Anyway, it’s nearly Christmas. This blog will be taking a break over the festive season, and will reappear on Monday 2 January 2012 (Hogmanay hangovers depending). Margaret and I would like to take this opportunity to wish all our readers a very happy Christmas, and all good wishes for the New Year. May all your knitting and craft projects be successful – and certainly do nothing to increase your blood pressure….

Finally, to paraphrase Charles Dickens in his preface to Bleak House: “I have purposely dwelt upon the romantic side of familiar things. I believe I have never had so many readers as in this blog. May we meet again!”

Humber 11: 5 – 11 December

I heard on the news that a team of explorers is currently recreating Captain Scott’s doomed journey to the South Pole; there was a point on Friday, as I stumbled through the blizzard at an angle of about 45 degrees, pellets of snow peppering my exposed cheeks like dried peas, feet slipping on the ice, and wondering whether the tracks I was following were those of a Pekinese or a polar bear, that it occurred to me that they could have saved themselves the trouble and just come to Caithness for Christmas.

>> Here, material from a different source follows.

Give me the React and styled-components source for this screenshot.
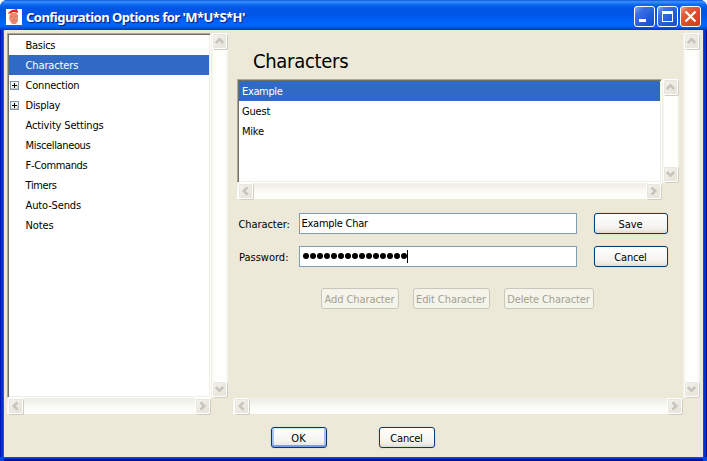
import React from 'react';
import styled, { createGlobalStyle, css } from 'styled-components';

const Global = createGlobalStyle`
  * { box-sizing: border-box; }
  body { margin: 0; background: #fff; }
`;

const Window = styled.div`
  width: 707px;
  height: 461px;
  display: flex;
  flex-direction: column;
  overflow: hidden;
  border-radius: 7px 7px 0 0;
  background: #0048e0;
  font: 11px/20px 'DejaVu Sans Condensed', 'DejaVu Sans', sans-serif;
  font-stretch: condensed;
  color: #000;
  white-space: nowrap;
`;

const TitleBar = styled.header`
  height: 30px;
  flex: none;
  display: flex;
  align-items: center;
  padding: 3px 6px 0 6px;
  background: linear-gradient(#0848c8 0, #2a84f8 1px, #3a90ff 2px, #1670f4 4px, #0660ea 6px, #0055e4 9px, #0056e8 15px, #0062fb 22px, #0066ff 25px, #005cf0 27px, #0044cc 29px, #0038b8 30px);
`;

const Title = styled.h1`
  flex: 1;
  margin: 0 0 0 4px;
  font: bold 13px/20px 'Noto Sans', 'DejaVu Sans Condensed', sans-serif;
  letter-spacing: ${p => p.$spacing}px;
  color: #fff;
  text-shadow: 1px 1px 1px #0a1883;
`;

const CaptionButtons = styled.div`
  display: flex;
  gap: 2px;
`;

const CaptionButton = styled.button`
  width: 21px;
  height: 21px;
  padding: 0;
  border: 1px solid #fff;
  border-radius: 3px;
  display: flex;
  background: ${p => p.$close
    ? 'linear-gradient(135deg, #f0a088 0, #e0603c 25%, #d84820 65%, #c84018 100%)'
    : 'linear-gradient(135deg, #86a8f4 0, #3c70e8 25%, #2458dc 65%, #1c4cc8 100%)'};
`;

const Client = styled.main`
  height: 427px;
  margin: 0 4px 4px;
  padding: 3px 3px 0;
  background: #ece9d8;
  box-shadow: -1px 0 #1058e8, -3px 0 #0030d8, -4px 0 #0018b0, 1px 0 #0848e0, 3px 0 #0030d0, 4px 0 #001090, 0 1px #0848e0, 0 2px #0038d8, 0 4px #001090;
`;

const Columns = styled.div`
  display: flex;
  height: 382px;
  gap: 5px;
`;

const ScrollFrame = styled.div`
  width: ${p => p.$w}px;
  height: ${p => p.$h}px;
  flex: none;
  display: grid;
  grid-template-columns: 1fr 17px;
  grid-template-rows: 1fr 17px;
`;

const Pane = styled.div`
  overflow: hidden;
  min-width: 0;
  min-height: 0;
  ${p => p.$sunken && css`
    background: #fff;
    border: 1px solid;
    border-color: #aca899 #fff #fff #aca899;
    box-shadow: inset 1px 1px #716f64, inset -1px -1px #f1efe2;
    padding: 1px;
  `}
`;

const Track = styled.div`
  display: flex;
  justify-content: space-between;
  flex-direction: ${p => (p.$vertical ? 'column' : 'row')};
  background: ${p => (p.$vertical
    ? 'linear-gradient(90deg, #f0efe8 0, #f0efe8 1px, #fefefa 2px, #fefefa 15px, #eeede5 17px)'
    : 'linear-gradient(#f5f4ec 0, #eeede5 1px, #f3f2ed 4px, #fcfcfa 10px, #fefefb 16px, #ece9d8 16px)')};
`;

const ArrowBox = styled.div`
  width: 17px;
  height: 17px;
  flex: none;
  display: flex;
  padding: 0 0 0 1px;
  svg {
    width: 15px;
    height: 16px;
    border: 1px solid #fff;
    border-radius: 2px;
    background: linear-gradient(135deg, #f3f2ed, #e5e4d8);
    box-shadow: 1px 1px #cfcdbf, inset 0 0 0 1px #e8e7df;
  }
`;

const Tree = styled.ul`
  margin: 0;
  padding: 0;
  list-style: none;
`;

const Row = styled.li`
  height: 20px;
  display: flex;
  align-items: center;
  padding-left: ${p => p.$indent}px;
  letter-spacing: ${p => p.$spacing || 0}px;
  ${p => p.$selected && css`
    background: #316ac5;
    color: #fff;
  `}
`;

const RowText = styled.span`
  height: 20px;
  line-height: 22px;
`;

const Expander = styled.span`
  width: 16px;
  height: 9px;
  display: flex;
  flex: none;
`;

const Heading = styled.h2`
  margin: 0;
  height: 46px;
  padding: 13px 0 0 20px;
  font: 20px/30px 'DejaVu Sans Condensed', 'DejaVu Sans', sans-serif;
  font-stretch: condensed;
  letter-spacing: ${p => p.$spacing}px;
`;

const PaneBody = styled.div`
  padding-left: 4px;
`;

const Field = styled.div`
  display: grid;
  grid-template-columns: 62px 295px 74px;
  height: 21px;
  margin-top: ${p => p.$top}px;
`;

const Label = styled.label`
  padding-left: ${p => p.$pad}px;
  line-height: 23px;
  letter-spacing: ${p => p.$spacing || 0}px;
`;

const Input = styled.div`
  width: 278px;
  height: 21px;
  display: flex;
  align-items: center;
  padding-left: ${p => p.$pad}px;
  border: 1px solid #7f9db9;
  background: #fff;
  letter-spacing: ${p => p.$spacing || 0}px;
`;

const Dots = styled.span`
  display: flex;
  gap: 1px;
  padding: 0 0 1px 1px;
`;

const Dot = styled.i`
  width: 6px;
  height: 6px;
  border-radius: 50%;
  background: #000;
`;

const Caret = styled.i`
  width: 1px;
  height: 13px;
  margin: 0 0 1px;
  background: #000;
`;

const Button = styled.button`
  width: ${p => p.$w}px;
  height: 21px;
  padding: 2px 0 0;
  border: 1px solid #003c74;
  border-radius: 3px;
  background: linear-gradient(#fff, #f4f3ee 70%, #ebe9e0 88%, #dcd8cc);
  box-shadow: 0 0 0 1px #e5e1d1;
  font: inherit;
  line-height: 17px;
  letter-spacing: ${p => p.$spacing || 0}px;
  text-align: center;
  text-indent: -1px;
  color: #000;
  ${p => p.$primary && css`
    box-shadow: inset 0 1px #cee7ff, inset 0 -2px #7b9de4, inset 2px 0 #a6c2f2, inset -2px 0 #a6c2f2, 0 0 0 1px #e5e1d1;
  `}
  &:disabled {
    border-color: #c9c7ba;
    background: #f5f4ea;
    color: #a1a192;
    box-shadow: none;
  }
`;

const Actions = styled.div`
  display: flex;
  gap: 14px;
  margin: 21px 0 0 84px;
`;

const Footer = styled.footer`
  display: flex;
  gap: 52px;
  padding: 12px 0 0 264px;
`;

const angles = { up: 0, right: 90, down: 180, left: 270 };

function Arrow({ dir }) {
  return (
    <ArrowBox>
      <svg viewBox="0 0 13 14">
        <path d="M2.800 9 6.500 5.300 10.200 9" fill="none" stroke="#c6c5bc" strokeWidth="2.600" transform={`rotate(${angles[dir]} 6.5 7)`} />
      </svg>
    </ArrowBox>
  );
}

function Scroller({ w, h, sunken, children }) {
  return (
    <ScrollFrame $w={w} $h={h}>
      <Pane $sunken={sunken}>{children}</Pane>
      <Track $vertical><Arrow dir="up" /><Arrow dir="down" /></Track>
      <Track><Arrow dir="left" /><Arrow dir="right" /></Track>
    </ScrollFrame>
  );
}

function Plus() {
  return (
    <svg width="9" height="9" shapeRendering="crispEdges">
      <rect width="9" height="9" fill="#7898b5" />
      <rect x="1" y="1" width="7" height="7" fill="#f6f4ee" />
      <path d="M1 7h7v1h-7zM7 4h1v4h-1z" fill="#d0c8b8" />
      <path d="M2 4h5v1h-5zM4 2h1v5h-1z" fill="#000" />
    </svg>
  );
}

function AppIcon() {
  return (
    <svg width="16" height="16" viewBox="0 0 16 16">
      <rect width="16" height="16" fill="#fff" />
      <path d="M4 5 5 4h5l2 2v6l-2 3H6l-2-3-1-3z" fill="#ef8872" />
      <path d="M3 3 6 1l5-1 1 3-1 1-3-1-3 1-3 1z" fill="#dc2a20" />
      <path d="M5 7.500h2M9 7.500h2M6 11.500h4M8 9.500h1" stroke="#d07868" strokeWidth="1" />
    </svg>
  );
}

const topics = [
  { name: 'Basics', spacing: -0.3 },
  { name: 'Characters', spacing: -0.14, selected: true },
  { name: 'Connection', spacing: -0.23, expandable: true },
  { name: 'Display', spacing: -0.3, expandable: true },
  { name: 'Activity Settings', spacing: -0.16 },
  { name: 'Miscellaneous', spacing: -0.36 },
  { name: 'F-Commands', spacing: -0.36 },
  { name: 'Timers', spacing: -0.4 },
  { name: 'Auto-Sends', spacing: -0.15 },
  { name: 'Notes', spacing: -0.15 },
];

export default function App() {
  return (
    <>
      <Global />
      <Window>
        <TitleBar>
          <AppIcon />
          <Title $spacing={-0.53}>Configuration Options for 'M*U*S*H'</Title>
          <CaptionButtons>
            <CaptionButton>
              <svg width="19" height="19"><path d="M4 12h7v3H4z" fill="#fff" /></svg>
            </CaptionButton>
            <CaptionButton>
              <svg width="19" height="19"><path fillRule="evenodd" d="M4 4h11v11H4zM5 7v7h9V7z" fill="#fff" /></svg>
            </CaptionButton>
            <CaptionButton $close>
              <svg width="19" height="19"><path d="M4.500 4.500l10 10M14.500 4.500l-10 10" stroke="#fff" strokeWidth="2.300" /></svg>
            </CaptionButton>
          </CaptionButtons>
        </TitleBar>
        <Client>
          <Columns>
            <Scroller w={221} h={382} sunken>
              <Tree>
                {topics.map(t => (
                  <Row key={t.name} $indent={t.expandable ? 0.6 : 16.6} $selected={t.selected} $spacing={t.spacing}>
                    {t.expandable && <Expander><Plus /></Expander>}
                    <RowText>{t.name}</RowText>
                  </Row>
                ))}
              </Tree>
            </Scroller>
            <Scroller w={467} h={382}>
              <Heading $spacing={-0.3}>Characters</Heading>
              <PaneBody>
                <Scroller w={442} h={121} sunken>
                  <Tree>
                    <Row $indent={3} $spacing={-0.35} $selected><RowText>Example</RowText></Row>
                    <Row $indent={3} $spacing={-0.2}><RowText>Guest</RowText></Row>
                    <Row $indent={3} $spacing={-0.25}><RowText>Mike</RowText></Row>
                  </Tree>
                </Scroller>
                <Field $top={13}>
                  <Label $pad={1.5} $spacing={-0.08}>Character:</Label>
                  <Input $pad={1.5} $spacing={-0.26}>Example Char</Input>
                  <Button $w={74} $spacing={-0.1}>Save</Button>
                </Field>
                <Field $top={12}>
                  <Label $pad={2}>Password:</Label>
                  <Input $pad={2}>
                    <Dots>{Array.from({ length: 15 }, (_, i) => <Dot key={i} />)}</Dots>
                    <Caret />
                  </Input>
                  <Button $w={74} $spacing={-0.2}>Cancel</Button>
                </Field>
                <Actions>
                  <Button $w={78} $spacing={-0.08} disabled>Add Character</Button>
                  <Button $w={77} $spacing={-0.08} disabled>Edit Character</Button>
                  <Button $w={90} $spacing={-0.12} disabled>Delete Character</Button>
                </Actions>
              </PaneBody>
            </Scroller>
          </Columns>
          <Footer>
            <Button $w={56} $primary>OK</Button>
            <Button $w={56} $spacing={-0.2}>Cancel</Button>
          </Footer>
        </Client>
      </Window>
    </>
  );
}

We have, I am delighted to report, survived Scotland’s worst storm for over a decade, which struck on Thursday and lasted into Friday. Up in the mountains winds of 160 mph were recorded, but even at low levels winds of 70-100 mph weren’t unusual. Thurso’s Christmas tree blew over; Edinburgh had to close its German market; and (how cool is this?) a wind turbine actually caught fire.

Margaret was coming up to visit on Thursday, and what should have been a tedious but straightforward journey of some 8 hours from Edinburgh to Wick became an epic trek through snowy wastes, flooded roads and felled trees, and which lasted over 30 hours (fortunately with an overnight hotel stop – not an option for poor Captain Scott). At least our power didn’t go out, though it was touch and go for a while as the lights flickered like closing time in the pub.

Dunnet Bay

On the gansey front, hopefully you can see the yoke pattern beginning to emerge; it has a resolutely chunky feel after all that plain knitting on the body. I’m particularly taken with the central star – I’ve never tried this kind of pattern before, and it’s really rather striking. But of course you can’t go far wrong with a pattern that involves so many double cables.

I’ve divided for front and back, which explains the rapid progress this week. Knitting the body while increasing the gussets is like walking across a muddy field; gradually you slow down as your boots clog with mud and it takes more and more effort to move forward. (I stopped when the gusset was 23 stitches wide, but 46 extra stitches per row can really slow you down.) Now I’m just working the back I can do a row in about 15 minutes, so it feels like flying, plus I have the new pattern to engage my interest. I’ve also just started my second 500g cone of Frangipani yarn, and I’m delighted to have got so far with no ends to darn in later.

Sunrise and moonset

My only problem is that I forgot to bring up some differently-coloured yarn to use as stitch holders for the gussets. I could use some of the same yarn, but to be honest my eyesight is so bad that I’d never be able to get the stitches off again. So far the best I can come with is a strand of cooked spaghetti, but I accept that may not turn out to be the solution I’m hoping for.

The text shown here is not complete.